* **TASK INSTRUCTIONS**
How many lines of these entries hold the string "this"? Answer with the number alone.

* **RECORDS TO PROCESS**
┄┄┄┄┄┄
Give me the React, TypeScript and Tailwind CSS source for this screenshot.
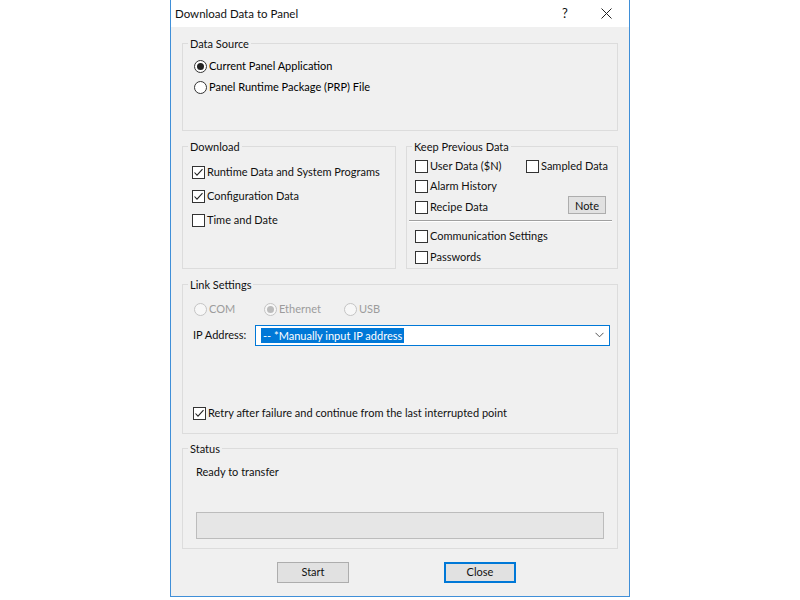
┄┄┄┄┄┄
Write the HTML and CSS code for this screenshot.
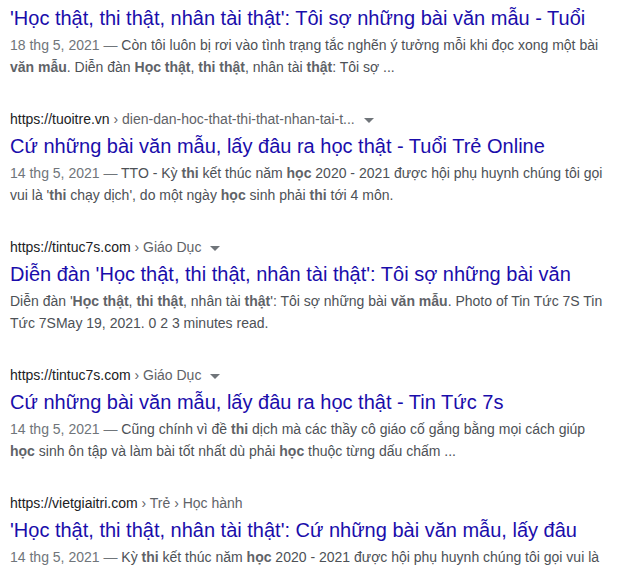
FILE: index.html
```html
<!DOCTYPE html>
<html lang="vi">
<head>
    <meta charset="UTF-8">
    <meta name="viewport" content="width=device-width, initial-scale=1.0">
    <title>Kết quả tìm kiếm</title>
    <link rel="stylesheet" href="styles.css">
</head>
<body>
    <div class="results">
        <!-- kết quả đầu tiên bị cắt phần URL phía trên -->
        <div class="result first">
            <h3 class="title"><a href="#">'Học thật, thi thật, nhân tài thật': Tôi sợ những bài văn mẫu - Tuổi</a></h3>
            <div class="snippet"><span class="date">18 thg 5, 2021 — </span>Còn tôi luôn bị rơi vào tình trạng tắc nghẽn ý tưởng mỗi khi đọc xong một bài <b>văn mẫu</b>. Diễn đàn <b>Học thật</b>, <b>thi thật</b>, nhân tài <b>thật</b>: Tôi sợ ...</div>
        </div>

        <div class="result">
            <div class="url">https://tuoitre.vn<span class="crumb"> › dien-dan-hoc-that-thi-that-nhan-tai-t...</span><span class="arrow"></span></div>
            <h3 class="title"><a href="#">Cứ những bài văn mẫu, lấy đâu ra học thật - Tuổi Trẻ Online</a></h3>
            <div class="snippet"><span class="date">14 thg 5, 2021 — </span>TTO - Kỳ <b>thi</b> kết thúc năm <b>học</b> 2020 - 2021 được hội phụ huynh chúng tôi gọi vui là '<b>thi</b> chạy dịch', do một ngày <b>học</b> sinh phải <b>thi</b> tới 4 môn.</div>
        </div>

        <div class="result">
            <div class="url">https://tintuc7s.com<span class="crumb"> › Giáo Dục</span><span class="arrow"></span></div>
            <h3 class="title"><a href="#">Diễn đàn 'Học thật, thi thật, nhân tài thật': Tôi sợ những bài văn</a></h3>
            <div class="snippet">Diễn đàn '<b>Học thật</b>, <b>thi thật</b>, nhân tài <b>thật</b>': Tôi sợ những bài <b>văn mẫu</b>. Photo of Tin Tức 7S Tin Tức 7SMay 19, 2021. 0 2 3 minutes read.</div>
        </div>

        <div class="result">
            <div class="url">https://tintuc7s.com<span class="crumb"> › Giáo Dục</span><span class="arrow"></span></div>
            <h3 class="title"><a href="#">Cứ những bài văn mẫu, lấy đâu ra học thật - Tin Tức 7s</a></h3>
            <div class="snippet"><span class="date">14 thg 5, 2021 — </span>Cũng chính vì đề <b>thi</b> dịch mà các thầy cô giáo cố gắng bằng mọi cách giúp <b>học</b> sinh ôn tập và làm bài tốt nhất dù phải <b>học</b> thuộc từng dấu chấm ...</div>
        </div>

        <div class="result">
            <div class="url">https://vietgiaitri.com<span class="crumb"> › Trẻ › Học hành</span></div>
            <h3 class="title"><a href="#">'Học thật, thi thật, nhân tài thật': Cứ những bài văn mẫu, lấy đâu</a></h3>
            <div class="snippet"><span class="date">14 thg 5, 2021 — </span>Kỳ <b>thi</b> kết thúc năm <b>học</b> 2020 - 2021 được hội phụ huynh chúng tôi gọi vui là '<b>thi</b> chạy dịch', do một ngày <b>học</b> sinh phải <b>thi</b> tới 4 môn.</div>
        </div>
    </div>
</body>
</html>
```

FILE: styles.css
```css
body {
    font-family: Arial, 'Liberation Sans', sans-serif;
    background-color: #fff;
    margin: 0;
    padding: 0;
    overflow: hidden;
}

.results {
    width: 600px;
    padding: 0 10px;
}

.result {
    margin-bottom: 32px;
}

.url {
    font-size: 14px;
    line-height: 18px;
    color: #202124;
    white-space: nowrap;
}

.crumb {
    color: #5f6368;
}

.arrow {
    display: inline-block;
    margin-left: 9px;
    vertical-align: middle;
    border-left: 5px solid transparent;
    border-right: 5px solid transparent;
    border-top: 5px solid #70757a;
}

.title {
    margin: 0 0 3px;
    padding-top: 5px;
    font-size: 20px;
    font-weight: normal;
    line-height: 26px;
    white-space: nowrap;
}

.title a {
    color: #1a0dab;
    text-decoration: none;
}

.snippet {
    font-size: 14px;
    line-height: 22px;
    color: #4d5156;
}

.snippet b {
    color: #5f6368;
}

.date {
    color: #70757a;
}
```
┄┄┄┄┄┄
* **EXERCISE SOLUTION**
2